SUPPLIED MATERIAL:
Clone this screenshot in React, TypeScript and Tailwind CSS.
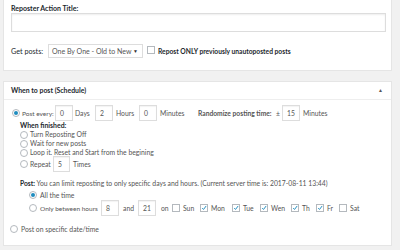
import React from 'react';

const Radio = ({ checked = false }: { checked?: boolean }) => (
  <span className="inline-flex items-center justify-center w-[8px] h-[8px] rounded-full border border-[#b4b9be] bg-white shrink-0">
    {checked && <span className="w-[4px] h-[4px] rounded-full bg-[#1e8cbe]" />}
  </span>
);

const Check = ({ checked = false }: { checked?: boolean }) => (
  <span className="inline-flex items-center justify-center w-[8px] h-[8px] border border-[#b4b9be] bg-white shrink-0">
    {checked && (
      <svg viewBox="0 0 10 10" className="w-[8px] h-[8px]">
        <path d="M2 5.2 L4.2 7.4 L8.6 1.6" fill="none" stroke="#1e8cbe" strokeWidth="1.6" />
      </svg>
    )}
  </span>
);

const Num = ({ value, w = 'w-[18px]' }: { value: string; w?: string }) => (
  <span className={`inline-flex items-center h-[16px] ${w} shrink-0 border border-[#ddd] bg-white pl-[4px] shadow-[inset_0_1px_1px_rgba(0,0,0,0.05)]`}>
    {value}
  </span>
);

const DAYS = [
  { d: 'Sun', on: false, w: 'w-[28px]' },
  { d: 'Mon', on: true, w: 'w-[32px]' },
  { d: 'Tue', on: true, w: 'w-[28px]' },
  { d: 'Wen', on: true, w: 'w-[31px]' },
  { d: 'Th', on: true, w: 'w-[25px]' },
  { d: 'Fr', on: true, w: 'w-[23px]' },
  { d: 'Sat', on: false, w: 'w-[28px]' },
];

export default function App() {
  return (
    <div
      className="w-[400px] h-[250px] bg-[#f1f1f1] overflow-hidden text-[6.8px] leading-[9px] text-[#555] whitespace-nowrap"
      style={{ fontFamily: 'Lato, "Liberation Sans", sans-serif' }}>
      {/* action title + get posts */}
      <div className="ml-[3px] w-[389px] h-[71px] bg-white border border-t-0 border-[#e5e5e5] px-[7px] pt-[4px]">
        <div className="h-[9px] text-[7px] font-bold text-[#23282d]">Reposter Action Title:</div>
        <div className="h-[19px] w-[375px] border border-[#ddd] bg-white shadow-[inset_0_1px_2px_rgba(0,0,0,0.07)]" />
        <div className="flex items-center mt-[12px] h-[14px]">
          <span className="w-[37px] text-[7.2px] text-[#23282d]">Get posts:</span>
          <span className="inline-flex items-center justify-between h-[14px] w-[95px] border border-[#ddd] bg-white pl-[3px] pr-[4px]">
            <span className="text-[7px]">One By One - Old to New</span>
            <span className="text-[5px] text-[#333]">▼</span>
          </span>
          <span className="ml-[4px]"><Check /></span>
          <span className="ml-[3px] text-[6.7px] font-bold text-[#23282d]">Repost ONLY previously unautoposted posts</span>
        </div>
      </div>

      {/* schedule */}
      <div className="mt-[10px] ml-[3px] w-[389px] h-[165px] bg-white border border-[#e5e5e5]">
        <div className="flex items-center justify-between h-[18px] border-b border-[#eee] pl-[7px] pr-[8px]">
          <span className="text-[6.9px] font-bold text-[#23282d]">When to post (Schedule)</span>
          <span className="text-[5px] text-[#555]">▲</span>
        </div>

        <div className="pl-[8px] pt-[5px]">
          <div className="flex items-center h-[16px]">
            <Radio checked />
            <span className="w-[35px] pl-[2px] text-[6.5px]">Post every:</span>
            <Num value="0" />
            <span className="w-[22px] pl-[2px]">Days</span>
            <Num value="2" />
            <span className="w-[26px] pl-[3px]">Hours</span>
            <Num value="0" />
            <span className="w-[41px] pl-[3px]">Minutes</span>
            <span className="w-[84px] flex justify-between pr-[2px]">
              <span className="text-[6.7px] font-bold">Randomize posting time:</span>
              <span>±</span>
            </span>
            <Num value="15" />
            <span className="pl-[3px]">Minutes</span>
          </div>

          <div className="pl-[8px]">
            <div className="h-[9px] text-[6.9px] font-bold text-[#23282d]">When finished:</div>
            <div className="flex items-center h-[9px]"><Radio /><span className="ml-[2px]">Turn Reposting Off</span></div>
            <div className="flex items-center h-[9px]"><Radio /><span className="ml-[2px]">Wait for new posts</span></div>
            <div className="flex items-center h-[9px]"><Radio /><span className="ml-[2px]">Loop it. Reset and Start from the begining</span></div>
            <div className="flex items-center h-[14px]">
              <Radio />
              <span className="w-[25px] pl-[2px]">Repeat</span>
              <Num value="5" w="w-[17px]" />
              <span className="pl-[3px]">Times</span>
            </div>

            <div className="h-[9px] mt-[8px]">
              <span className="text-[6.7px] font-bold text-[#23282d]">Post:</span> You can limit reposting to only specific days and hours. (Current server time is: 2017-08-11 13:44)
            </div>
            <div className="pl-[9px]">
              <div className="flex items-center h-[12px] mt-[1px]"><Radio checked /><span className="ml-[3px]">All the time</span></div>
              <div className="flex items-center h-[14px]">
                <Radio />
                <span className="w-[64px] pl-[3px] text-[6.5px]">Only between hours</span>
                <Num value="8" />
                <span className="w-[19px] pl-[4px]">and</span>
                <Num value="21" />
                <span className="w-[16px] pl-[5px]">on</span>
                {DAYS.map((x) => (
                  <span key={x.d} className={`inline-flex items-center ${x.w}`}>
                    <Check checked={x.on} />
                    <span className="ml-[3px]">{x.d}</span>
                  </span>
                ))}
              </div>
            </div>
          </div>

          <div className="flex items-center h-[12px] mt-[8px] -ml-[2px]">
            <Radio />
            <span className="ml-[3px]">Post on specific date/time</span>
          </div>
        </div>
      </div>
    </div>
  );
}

---

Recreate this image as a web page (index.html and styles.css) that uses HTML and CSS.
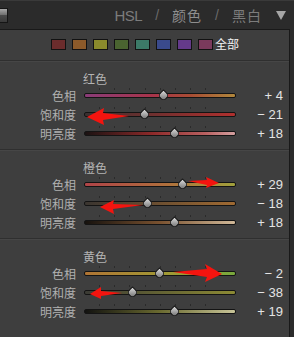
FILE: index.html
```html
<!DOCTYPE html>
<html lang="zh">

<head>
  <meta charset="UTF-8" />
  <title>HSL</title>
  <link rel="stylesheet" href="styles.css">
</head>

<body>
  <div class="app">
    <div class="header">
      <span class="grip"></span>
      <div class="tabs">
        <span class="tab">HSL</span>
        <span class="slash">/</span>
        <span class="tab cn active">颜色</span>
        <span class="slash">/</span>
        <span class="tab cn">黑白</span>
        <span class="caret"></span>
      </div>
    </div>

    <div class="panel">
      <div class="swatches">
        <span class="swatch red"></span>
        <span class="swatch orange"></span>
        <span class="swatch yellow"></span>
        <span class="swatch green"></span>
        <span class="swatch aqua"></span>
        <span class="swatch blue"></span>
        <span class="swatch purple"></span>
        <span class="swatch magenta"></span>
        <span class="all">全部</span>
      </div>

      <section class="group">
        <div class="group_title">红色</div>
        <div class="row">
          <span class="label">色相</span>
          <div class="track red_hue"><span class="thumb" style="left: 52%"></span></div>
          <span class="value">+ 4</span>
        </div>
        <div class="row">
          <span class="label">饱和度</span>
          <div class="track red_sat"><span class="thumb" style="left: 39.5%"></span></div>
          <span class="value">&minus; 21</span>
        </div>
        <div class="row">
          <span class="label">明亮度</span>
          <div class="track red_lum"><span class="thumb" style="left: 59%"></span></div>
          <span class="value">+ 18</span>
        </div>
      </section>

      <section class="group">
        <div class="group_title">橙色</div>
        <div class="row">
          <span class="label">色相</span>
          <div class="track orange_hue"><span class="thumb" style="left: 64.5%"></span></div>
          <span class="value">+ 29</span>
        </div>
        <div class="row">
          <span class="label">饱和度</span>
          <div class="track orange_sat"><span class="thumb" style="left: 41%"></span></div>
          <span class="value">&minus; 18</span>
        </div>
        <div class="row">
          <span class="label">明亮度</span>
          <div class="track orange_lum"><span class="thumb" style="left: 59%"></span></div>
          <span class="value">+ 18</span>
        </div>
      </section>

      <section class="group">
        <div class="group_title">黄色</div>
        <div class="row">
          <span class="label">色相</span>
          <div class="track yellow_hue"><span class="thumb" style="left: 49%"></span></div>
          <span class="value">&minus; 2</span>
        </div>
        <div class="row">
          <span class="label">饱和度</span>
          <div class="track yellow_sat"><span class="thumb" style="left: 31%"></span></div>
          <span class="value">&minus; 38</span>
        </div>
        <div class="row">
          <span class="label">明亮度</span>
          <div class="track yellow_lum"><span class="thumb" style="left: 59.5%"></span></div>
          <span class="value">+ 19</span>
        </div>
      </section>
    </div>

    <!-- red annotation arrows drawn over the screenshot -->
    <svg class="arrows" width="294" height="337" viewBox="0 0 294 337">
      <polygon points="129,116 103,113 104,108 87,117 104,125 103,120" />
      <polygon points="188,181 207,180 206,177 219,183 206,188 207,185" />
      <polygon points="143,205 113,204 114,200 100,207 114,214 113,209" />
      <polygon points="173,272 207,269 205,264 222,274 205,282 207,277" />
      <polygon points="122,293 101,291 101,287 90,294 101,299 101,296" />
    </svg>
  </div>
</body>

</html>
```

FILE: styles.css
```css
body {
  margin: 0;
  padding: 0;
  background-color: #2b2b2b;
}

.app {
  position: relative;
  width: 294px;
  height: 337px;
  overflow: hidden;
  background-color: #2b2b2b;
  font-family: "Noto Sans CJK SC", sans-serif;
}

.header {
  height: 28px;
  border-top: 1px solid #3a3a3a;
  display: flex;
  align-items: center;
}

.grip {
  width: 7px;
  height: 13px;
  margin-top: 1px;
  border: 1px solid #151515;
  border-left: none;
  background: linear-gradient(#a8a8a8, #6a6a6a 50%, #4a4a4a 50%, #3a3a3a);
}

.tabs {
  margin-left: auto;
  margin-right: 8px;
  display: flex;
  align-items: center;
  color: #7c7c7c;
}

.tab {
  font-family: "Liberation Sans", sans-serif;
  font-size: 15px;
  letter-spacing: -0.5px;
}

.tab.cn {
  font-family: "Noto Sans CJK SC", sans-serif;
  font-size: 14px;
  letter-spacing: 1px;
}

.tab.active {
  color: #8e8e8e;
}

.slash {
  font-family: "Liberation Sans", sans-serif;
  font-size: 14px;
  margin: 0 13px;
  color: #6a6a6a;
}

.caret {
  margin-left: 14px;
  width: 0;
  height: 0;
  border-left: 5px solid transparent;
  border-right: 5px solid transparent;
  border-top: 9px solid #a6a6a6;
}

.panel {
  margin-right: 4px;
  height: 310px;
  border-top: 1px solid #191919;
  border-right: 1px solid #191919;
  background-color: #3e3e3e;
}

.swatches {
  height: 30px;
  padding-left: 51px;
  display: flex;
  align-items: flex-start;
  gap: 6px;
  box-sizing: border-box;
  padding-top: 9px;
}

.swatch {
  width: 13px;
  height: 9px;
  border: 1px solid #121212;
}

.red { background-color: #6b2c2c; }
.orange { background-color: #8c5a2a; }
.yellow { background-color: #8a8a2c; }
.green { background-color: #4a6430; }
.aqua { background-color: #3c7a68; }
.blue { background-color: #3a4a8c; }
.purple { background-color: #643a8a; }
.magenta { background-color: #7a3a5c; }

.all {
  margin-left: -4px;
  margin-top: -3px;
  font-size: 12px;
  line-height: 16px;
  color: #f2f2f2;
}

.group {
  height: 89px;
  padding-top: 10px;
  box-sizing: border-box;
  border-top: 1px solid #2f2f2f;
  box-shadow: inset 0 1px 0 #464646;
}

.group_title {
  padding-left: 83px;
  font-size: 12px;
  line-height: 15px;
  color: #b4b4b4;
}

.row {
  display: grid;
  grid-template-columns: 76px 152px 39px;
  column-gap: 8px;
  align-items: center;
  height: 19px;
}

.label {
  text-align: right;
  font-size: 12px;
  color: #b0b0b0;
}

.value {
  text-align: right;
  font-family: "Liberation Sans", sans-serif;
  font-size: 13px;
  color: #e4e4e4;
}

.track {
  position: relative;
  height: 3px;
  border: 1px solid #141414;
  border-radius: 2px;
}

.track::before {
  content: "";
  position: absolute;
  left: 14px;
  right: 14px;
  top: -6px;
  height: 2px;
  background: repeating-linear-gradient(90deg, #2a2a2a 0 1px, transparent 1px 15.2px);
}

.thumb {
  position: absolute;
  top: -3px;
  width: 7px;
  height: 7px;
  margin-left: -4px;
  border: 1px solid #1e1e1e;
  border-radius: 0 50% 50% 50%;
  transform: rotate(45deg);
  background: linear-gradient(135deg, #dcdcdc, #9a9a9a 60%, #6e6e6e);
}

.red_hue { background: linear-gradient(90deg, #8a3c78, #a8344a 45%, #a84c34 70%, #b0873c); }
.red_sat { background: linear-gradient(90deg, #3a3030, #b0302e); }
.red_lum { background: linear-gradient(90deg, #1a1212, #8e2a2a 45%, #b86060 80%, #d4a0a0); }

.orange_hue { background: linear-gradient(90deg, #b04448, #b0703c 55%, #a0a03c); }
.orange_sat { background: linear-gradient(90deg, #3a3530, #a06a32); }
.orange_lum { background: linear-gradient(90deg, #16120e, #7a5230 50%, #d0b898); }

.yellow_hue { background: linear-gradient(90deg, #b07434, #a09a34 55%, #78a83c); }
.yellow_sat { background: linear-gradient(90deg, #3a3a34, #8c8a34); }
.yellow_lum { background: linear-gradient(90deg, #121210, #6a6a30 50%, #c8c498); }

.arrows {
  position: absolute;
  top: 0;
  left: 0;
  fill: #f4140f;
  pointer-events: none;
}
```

* * *

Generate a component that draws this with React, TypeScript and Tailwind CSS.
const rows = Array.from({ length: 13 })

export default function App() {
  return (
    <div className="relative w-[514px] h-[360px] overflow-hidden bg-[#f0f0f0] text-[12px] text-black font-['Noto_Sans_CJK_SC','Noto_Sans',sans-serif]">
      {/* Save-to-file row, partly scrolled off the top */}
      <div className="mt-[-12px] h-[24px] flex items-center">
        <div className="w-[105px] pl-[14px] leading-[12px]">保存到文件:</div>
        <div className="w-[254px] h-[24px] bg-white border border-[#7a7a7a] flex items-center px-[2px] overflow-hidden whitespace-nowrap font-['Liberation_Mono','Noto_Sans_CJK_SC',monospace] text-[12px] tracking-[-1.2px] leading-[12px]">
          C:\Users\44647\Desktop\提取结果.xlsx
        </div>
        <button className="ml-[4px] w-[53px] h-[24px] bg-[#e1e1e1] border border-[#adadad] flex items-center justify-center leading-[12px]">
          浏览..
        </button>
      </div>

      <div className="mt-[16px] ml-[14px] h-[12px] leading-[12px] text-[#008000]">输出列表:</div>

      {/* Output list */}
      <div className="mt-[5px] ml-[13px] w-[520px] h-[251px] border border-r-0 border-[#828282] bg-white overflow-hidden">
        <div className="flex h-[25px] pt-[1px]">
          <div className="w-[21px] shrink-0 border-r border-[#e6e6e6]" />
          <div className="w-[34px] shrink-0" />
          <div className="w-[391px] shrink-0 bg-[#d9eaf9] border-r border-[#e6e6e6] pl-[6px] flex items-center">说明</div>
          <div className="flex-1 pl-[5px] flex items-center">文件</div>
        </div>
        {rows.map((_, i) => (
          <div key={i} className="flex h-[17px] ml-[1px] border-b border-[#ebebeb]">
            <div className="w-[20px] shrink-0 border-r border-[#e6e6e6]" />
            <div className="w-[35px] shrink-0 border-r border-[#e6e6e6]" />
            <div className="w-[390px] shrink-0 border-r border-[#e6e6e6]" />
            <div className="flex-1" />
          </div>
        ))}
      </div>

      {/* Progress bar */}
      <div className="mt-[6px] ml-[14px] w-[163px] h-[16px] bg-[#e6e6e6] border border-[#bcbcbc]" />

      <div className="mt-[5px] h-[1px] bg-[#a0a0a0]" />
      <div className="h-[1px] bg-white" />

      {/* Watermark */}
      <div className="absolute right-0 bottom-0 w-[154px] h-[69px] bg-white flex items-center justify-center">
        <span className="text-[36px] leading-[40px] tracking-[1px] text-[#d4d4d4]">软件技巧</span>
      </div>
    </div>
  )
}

WHAT THE TASK REQUIRES: Retype the lines above exactly as they appear, from the line containing "Clone this screenshot" through the line containing "import React from 'react';", and leave out any pictures.

SOLUTION FOR THIS EXERCISE:
Clone this screenshot in React, TypeScript and Tailwind CSS.
import React from 'react';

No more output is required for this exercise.